start RECORDS FOR THE EXERCISE
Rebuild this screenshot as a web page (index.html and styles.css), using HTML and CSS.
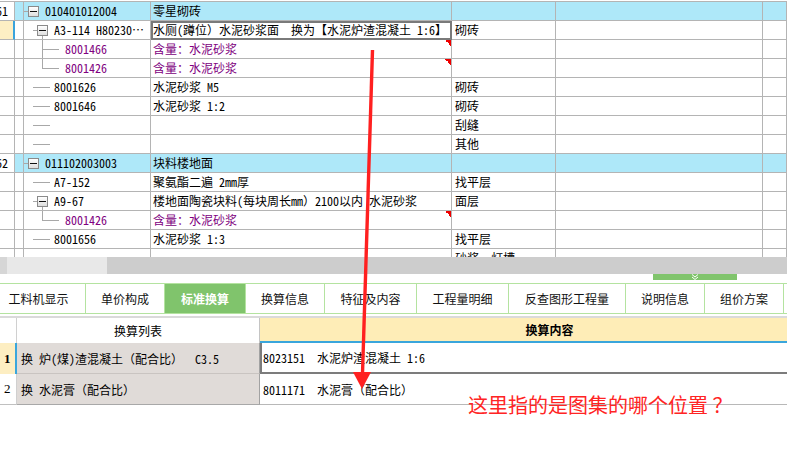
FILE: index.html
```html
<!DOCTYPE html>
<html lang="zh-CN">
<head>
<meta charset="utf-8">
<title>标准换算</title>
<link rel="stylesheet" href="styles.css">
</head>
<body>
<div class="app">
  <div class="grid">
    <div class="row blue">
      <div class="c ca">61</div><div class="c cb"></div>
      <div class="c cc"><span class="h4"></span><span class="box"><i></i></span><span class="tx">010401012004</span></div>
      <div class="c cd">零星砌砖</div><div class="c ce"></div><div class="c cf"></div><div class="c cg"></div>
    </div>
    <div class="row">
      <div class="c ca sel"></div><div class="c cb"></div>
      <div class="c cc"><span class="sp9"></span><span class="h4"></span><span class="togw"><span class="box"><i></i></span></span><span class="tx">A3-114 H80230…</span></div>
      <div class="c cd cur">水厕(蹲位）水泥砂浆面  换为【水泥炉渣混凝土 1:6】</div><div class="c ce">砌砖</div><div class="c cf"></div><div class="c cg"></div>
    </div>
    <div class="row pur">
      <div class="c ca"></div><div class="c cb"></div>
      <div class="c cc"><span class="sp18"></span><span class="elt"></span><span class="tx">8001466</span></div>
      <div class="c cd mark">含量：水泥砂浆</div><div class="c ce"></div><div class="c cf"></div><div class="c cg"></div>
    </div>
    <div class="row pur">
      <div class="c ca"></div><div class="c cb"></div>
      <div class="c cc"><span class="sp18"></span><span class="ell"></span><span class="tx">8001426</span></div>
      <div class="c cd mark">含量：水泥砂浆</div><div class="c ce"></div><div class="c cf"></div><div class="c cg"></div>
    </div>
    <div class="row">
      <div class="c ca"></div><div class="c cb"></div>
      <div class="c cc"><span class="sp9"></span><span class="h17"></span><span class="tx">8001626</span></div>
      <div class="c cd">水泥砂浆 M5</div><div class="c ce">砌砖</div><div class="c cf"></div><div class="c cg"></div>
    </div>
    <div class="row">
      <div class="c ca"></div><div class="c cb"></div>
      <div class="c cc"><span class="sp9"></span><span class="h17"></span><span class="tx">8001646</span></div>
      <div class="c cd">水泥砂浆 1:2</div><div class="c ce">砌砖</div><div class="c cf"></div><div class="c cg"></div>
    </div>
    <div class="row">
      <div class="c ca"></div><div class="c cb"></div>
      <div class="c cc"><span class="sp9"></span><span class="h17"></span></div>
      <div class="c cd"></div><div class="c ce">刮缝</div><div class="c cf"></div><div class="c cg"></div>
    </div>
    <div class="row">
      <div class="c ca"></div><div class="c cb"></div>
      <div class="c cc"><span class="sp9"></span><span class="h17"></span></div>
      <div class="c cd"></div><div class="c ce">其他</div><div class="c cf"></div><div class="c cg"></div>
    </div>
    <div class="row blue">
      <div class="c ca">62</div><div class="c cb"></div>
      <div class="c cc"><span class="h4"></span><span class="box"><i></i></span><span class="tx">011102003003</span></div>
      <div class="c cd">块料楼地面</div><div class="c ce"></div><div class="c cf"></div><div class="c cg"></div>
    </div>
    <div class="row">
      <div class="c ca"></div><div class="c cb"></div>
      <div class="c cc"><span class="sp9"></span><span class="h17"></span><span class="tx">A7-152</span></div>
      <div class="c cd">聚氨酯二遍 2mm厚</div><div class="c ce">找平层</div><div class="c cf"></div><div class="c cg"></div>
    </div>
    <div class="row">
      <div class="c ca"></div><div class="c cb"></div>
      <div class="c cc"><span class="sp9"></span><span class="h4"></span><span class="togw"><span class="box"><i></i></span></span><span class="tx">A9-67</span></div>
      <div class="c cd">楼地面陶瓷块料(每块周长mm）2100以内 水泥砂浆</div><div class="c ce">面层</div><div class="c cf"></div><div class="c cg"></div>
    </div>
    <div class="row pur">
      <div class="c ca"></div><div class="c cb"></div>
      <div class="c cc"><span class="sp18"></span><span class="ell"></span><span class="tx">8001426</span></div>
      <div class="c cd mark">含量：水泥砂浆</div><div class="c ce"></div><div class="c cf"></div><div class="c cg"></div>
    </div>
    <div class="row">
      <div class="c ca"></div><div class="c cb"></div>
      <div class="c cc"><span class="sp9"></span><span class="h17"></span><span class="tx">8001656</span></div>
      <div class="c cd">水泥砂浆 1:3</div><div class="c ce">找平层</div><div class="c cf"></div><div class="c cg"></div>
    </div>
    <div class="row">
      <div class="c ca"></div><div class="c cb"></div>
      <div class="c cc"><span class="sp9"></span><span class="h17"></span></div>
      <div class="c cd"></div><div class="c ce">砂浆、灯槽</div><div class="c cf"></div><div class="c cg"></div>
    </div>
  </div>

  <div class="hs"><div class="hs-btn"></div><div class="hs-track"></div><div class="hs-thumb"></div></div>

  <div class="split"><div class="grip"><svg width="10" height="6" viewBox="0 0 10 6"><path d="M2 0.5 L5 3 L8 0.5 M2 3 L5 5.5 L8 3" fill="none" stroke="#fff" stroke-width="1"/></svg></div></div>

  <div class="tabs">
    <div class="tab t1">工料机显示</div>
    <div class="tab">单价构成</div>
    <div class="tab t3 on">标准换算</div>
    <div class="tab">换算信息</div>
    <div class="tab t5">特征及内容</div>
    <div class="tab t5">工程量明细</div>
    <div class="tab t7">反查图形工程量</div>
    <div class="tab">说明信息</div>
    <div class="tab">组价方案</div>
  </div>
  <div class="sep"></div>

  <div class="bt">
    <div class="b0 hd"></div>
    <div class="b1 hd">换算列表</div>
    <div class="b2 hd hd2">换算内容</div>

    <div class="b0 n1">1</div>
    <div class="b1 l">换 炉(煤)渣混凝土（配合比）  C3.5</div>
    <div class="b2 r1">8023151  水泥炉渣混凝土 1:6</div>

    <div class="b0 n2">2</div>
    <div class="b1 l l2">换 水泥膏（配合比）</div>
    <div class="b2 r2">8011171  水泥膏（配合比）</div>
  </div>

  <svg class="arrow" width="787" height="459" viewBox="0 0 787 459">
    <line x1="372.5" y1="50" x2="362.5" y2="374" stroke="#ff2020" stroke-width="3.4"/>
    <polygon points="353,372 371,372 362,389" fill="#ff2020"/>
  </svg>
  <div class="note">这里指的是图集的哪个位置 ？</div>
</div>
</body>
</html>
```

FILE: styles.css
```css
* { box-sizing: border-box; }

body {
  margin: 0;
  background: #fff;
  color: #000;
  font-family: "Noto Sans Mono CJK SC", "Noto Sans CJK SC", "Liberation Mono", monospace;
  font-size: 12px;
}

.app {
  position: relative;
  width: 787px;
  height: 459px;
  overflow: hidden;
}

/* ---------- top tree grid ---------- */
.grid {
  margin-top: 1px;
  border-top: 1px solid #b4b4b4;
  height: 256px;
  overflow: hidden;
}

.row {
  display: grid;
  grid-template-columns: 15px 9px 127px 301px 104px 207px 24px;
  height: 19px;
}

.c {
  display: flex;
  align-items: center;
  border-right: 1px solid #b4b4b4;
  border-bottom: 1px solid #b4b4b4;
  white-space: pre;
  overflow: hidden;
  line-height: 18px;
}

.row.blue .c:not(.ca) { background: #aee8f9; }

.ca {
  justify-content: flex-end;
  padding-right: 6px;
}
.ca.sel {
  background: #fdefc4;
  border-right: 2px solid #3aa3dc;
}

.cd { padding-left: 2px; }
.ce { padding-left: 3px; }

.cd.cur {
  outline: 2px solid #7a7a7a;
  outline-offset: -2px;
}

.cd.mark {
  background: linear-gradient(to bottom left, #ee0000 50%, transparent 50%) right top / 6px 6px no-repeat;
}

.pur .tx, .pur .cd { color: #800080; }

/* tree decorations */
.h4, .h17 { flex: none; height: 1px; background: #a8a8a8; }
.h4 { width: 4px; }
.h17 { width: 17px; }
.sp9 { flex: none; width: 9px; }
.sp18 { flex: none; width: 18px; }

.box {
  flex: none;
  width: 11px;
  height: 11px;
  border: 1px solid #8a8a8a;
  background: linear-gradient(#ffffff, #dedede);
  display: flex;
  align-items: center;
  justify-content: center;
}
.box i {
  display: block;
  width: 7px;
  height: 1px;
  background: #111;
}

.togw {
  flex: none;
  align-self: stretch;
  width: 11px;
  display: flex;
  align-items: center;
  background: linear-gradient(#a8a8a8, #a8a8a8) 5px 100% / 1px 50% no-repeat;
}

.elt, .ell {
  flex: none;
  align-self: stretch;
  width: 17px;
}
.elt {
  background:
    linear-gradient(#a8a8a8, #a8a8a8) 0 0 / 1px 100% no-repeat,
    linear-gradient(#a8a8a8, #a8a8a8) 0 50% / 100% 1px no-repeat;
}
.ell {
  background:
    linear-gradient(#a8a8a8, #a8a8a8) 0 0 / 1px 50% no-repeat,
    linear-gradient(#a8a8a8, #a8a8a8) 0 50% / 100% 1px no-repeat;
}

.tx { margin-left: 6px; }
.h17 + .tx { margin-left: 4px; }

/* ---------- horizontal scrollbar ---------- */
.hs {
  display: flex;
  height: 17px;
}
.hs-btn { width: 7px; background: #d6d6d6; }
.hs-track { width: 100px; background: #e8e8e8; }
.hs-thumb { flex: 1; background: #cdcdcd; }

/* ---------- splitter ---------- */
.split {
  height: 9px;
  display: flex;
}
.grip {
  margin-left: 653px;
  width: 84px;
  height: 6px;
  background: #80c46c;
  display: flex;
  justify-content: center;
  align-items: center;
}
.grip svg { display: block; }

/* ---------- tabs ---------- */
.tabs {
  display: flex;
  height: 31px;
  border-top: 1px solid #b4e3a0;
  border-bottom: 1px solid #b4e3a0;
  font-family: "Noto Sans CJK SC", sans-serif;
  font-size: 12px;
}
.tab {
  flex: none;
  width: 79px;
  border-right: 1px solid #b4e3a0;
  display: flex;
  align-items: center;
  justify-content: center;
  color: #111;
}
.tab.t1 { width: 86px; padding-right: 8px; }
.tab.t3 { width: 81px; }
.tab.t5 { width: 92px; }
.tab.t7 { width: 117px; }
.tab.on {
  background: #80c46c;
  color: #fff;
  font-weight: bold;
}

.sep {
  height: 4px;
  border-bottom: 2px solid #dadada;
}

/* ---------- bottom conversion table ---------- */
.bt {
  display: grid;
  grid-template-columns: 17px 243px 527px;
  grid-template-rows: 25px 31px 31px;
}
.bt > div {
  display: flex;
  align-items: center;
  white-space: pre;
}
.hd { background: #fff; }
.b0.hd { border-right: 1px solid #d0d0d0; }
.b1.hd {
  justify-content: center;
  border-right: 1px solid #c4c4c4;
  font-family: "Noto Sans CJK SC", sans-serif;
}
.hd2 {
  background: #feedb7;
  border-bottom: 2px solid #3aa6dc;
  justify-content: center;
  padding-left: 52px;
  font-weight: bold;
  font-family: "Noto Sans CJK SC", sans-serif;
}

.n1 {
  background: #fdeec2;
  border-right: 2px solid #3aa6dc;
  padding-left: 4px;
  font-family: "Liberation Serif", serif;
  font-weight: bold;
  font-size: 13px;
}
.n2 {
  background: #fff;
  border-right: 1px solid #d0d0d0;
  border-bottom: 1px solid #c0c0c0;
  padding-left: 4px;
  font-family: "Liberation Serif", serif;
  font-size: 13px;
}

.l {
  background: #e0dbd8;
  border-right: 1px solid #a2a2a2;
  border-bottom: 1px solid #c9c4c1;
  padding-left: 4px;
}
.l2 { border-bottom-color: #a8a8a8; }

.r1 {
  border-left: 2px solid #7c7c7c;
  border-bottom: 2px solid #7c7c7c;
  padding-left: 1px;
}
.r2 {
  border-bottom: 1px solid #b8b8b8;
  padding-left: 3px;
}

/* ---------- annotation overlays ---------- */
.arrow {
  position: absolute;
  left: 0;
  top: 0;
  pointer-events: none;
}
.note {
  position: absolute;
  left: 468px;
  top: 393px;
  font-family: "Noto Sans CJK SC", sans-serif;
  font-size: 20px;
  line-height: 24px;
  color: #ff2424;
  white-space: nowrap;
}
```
end RECORDS FOR THE EXERCISE
start RECORDS FOR THE EXERCISE
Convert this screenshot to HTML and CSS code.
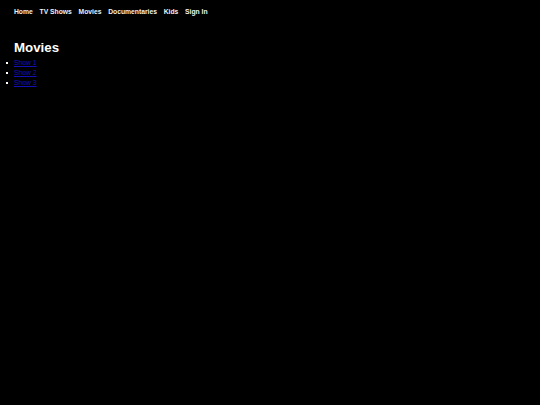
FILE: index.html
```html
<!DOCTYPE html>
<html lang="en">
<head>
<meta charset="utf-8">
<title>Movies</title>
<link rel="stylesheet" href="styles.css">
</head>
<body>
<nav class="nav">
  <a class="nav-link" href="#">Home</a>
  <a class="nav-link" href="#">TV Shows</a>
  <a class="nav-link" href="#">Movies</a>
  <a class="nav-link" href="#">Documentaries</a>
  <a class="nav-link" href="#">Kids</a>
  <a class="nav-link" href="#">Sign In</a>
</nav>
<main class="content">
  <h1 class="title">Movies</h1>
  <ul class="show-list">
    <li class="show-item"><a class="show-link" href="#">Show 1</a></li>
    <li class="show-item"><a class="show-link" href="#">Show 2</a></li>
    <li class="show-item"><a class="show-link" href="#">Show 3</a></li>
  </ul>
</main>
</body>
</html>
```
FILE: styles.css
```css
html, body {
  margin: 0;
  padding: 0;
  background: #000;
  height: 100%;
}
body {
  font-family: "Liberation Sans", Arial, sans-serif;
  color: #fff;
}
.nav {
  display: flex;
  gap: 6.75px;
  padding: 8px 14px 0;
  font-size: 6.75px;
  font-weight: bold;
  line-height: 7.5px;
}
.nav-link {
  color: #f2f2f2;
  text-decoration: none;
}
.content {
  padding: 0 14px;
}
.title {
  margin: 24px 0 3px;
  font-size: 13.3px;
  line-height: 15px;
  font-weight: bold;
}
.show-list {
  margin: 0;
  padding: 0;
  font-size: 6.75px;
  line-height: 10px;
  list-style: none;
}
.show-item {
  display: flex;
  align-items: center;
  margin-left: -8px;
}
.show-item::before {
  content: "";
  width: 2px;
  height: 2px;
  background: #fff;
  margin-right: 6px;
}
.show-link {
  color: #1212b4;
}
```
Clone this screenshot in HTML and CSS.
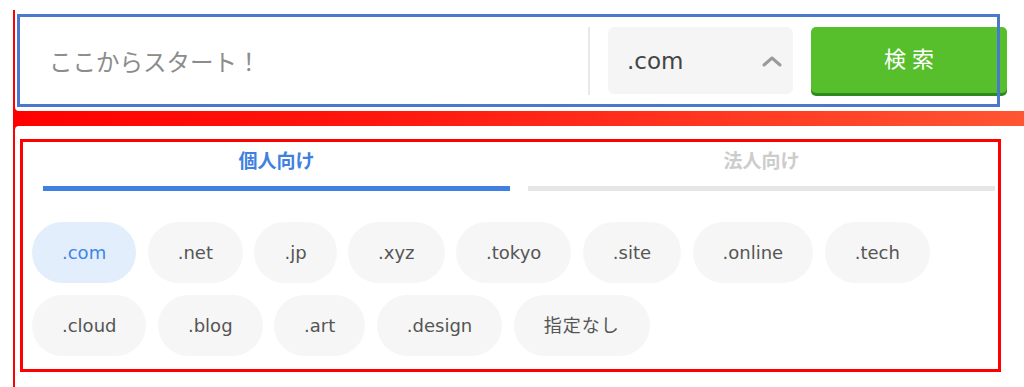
end RECORDS FOR THE EXERCISE
start RECORDS FOR THE EXERCISE
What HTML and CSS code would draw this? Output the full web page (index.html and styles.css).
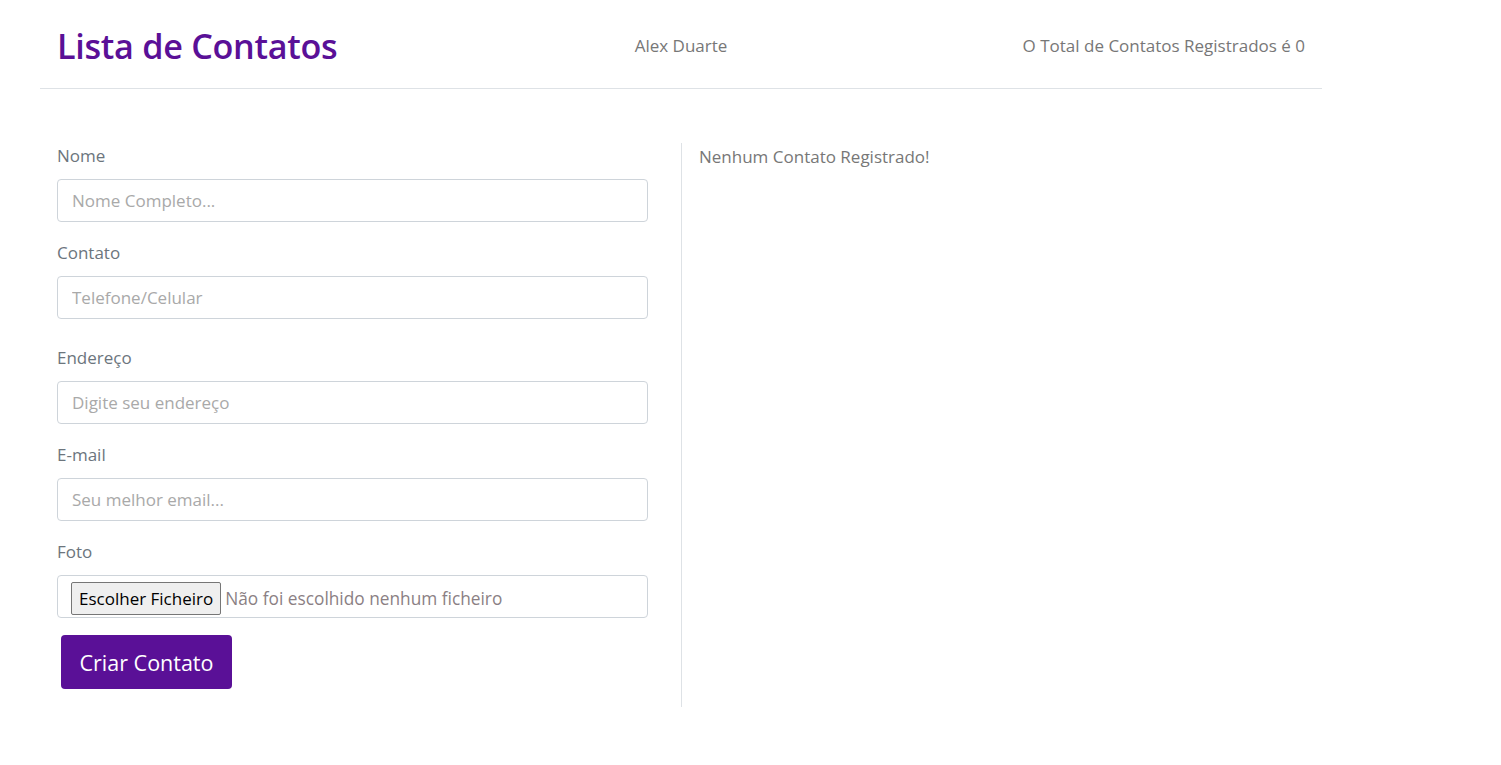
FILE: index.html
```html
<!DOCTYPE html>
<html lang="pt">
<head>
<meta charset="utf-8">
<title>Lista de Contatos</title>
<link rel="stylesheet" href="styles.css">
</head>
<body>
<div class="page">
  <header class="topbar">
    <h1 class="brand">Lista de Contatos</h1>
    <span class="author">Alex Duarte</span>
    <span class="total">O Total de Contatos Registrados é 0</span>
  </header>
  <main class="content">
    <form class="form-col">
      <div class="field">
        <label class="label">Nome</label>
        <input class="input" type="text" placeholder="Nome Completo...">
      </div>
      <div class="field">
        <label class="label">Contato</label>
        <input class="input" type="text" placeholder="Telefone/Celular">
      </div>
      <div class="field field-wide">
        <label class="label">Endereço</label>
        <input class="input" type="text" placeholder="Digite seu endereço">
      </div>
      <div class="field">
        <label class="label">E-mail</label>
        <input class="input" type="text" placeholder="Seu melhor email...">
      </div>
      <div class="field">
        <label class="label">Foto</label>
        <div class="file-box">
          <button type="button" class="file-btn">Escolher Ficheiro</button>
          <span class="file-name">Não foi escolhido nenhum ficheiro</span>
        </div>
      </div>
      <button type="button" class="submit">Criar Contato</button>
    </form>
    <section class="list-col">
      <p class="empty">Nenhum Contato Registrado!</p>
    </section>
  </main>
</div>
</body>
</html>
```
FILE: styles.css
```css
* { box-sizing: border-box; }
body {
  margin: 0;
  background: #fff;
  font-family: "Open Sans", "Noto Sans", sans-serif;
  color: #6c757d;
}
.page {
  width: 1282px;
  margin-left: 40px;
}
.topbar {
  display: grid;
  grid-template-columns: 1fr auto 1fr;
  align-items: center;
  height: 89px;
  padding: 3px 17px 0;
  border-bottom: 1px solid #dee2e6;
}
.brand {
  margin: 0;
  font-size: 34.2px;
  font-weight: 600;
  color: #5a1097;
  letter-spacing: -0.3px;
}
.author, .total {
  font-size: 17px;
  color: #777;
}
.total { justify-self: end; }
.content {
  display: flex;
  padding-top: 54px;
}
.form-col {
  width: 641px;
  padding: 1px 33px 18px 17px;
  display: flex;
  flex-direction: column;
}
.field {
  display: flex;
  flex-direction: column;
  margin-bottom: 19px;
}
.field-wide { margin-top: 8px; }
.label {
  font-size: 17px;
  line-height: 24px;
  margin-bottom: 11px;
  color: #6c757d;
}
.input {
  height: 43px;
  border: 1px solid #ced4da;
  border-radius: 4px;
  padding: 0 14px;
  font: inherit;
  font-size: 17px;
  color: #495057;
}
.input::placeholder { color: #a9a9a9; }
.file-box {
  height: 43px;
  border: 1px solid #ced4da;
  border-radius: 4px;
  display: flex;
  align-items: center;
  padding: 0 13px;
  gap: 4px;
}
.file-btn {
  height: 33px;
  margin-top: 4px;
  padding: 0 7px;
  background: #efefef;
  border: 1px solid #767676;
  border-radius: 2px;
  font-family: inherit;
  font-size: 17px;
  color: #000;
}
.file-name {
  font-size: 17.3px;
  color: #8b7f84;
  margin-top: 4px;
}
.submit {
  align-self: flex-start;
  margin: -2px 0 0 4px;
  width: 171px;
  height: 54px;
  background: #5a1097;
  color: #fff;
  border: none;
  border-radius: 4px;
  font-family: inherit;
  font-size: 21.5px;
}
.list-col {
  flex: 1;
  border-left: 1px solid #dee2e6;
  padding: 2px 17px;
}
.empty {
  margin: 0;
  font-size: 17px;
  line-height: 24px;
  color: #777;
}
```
end RECORDS FOR THE EXERCISE
Search the data above for the word "code", then gather each line in which it appears.

• [WRITTEN REPLY]
Convert this screenshot to HTML and CSS code.
What HTML and CSS code would draw this? Output the full web page (index.html and styles.css).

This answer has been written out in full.